In some implementations, the positioning measurement error includes a PCO in-band variation (IBV). In such an implementation, the UE may associate a respective compensation over the wide band of frequencies with an antenna panel and/or an angle with respect to the proximate reference device (RD).

[0050] Advantageously, the above-described improved technique produces more accurate positioning reference signal TOA/TOD measurements. This in turn may improve positioning accuracy at the UE.

[0051] The basic idea is to perform relative UE PCO in-band variation (PCO IBV) compensation in-the-field over-the-air by using available RDs in proximity of the UE for the compensation measurements.

[0052] FIG. 5 is a flow chart illustrating a process 500 of compensating phase center offset in-band variation using a proximate reference device.

[0053] At 502, both a UE and a RD report their PCO IBV compensation capability to a network node (gNB).

[0054] At 504, the gNB detects a proximity between the UE and RD. That is, the gNB determines that the RD is proximate to the UE. In some implementations, the proximity detection may be based e.g., on resent localization events or based on UE and RD using same serving gNB beam index. Alternative, the UE and RD may perform the discovery locally using a side-link connection.

[0055] At 506, the gNB configures wideband (WB) reference signal (RS) resources for the UE PCO IBV compensation. The WB RS configuration refers to, in some implementations, selecting one or more carrier frequencies and associated bandwidths, a subframe index, a periodicity, a modulation or any other signal signature.

[0056] At 508, the UE confirms that an antenna panel of an antenna array and an angle toward the RD (i.e., angle between the UE and RD) represent an uncompensated PCO IBV entry and that conditions are acceptable for initiating the PCO IBV compensation. In some implementations, the conditions may be determined via metrics including, but not limited to, LOS indication/probability, SNR, RSRP.

[0057] At 510, the UE transmits, and the RD measures the WB RS. In some implementations, the RD calculates the PCO IBV by comparing to known ideal WB RS and reports compensation parameters to the UE. In some implementations, the UE stores the parameters in the appropriate PCO compensation entry for the used antenna panel of the antenna array and angle.

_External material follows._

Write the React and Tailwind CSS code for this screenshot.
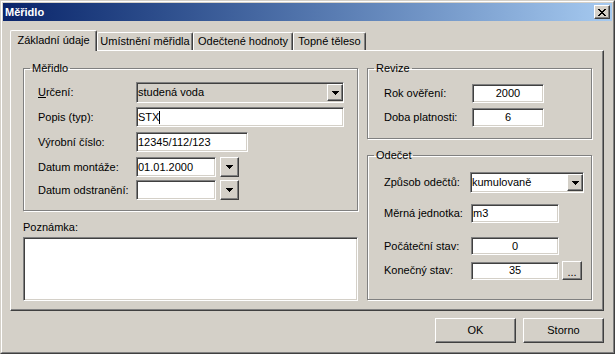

[0058] At 512, all of the antenna panels of the antenna array represent a compensated PCO IBV entry, and the UE signals terminations of future calibrations.

In some implementations, the UE sends such a signal to the gNB. [0059] The above-described process 500 has the following prerequisites:

• The RD has negligible receiver timing errors including PCO IBV. This is expected to be the case for an RD since it represents a perfect location reference for the network. The RD is also expected to be calibrating other parameters with the gNB/TRPs so it should be fully compensated for PCO IBV.

• Any UE conducted transmitter GD variation compensation is active during the PCO IBV compensation procedure.

• The PCO IBV procedure compensates the relative variation within the bandwidth of the transmitted RS. As such the UE is by prior art average PCO compensated within the BW of the transmitted RS and the UE compensation framework is prepared for in-band compensation.

[0060] Moreover, there are other considerations:

• The process 500 involves WB signal transmission to a proximate device and as such the UE may run at low UE transmit power, reducing the overall cell interference and UE power consumption.

• In some implementations, the UE has the same antenna configuration in DL and UL; accordingly, the updates can be used for both RX and TX compensation entries.

• In some implementations, the WB resources are existing positioning resources and messages may use LPP or other protocol. In some implementations, the positioning resources are new.

[0061] FIG. 6 is a sequence diagram illustrating a process 600 of compensating phase center offset in-band variation using a proximate reference device, via a serving network node.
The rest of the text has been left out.